WARPD: World model Assisted Reactive Policy Diffusion

October 17, 2024 · Declared Dead · 🏛 NeurIPS 2025

"No code URL or promise found in abstract"

Evidence collected by the PWNC Scanner

Authors Shashank Hegde, Satyajeet Das, Gautam Salhotra, Gaurav S. Sukhatme arXiv ID 2410.14040 Category cs.LG: Machine Learning Cross-listed cs.AI, cs.RO Citations 1 Venue NeurIPS 2025 Last Checked 4 months ago

Abstract

With the increasing availability of open-source robotic data, imitation learning has become a promising approach for both manipulation and locomotion. Diffusion models are now widely used to train large, generalized policies that predict controls or trajectories, leveraging their ability to model multimodal action distributions.
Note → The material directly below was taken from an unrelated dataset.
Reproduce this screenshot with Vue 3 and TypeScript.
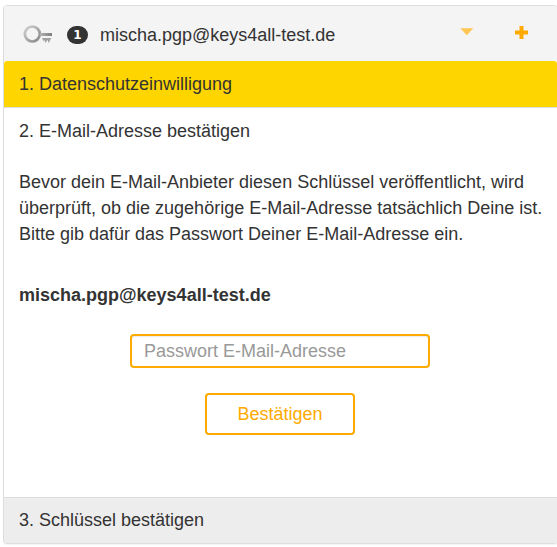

However, this generality comes at the cost of larger model sizes and slower inference, an acute limitation for robotic tasks requiring high control frequencies. Moreover, Diffusion Policy (DP), a popular trajectory-generation approach, suffers from a trade-off between performance and action horizon: fewer diffusion queries lead to larger trajectory chunks, which in turn accumulate tracking errors. To overcome these challenges, we introduce WARPD (World model Assisted Reactive Policy Diffusion), a method that generates closed-loop policies (weights for neural policies) directly, instead of open-loop trajectories. By learning behavioral distributions in parameter space rather than trajectory space, WARPD offers two major advantages: (1) extended action horizons with robustness to perturbations, while maintaining high task performance, and (2) significantly reduced inference costs. Empirically, WARPD outperforms DP in long-horizon and perturbed environments, and achieves multitask performance on par with DP while requiring only ~ 1/45th of the inference-time FLOPs per step.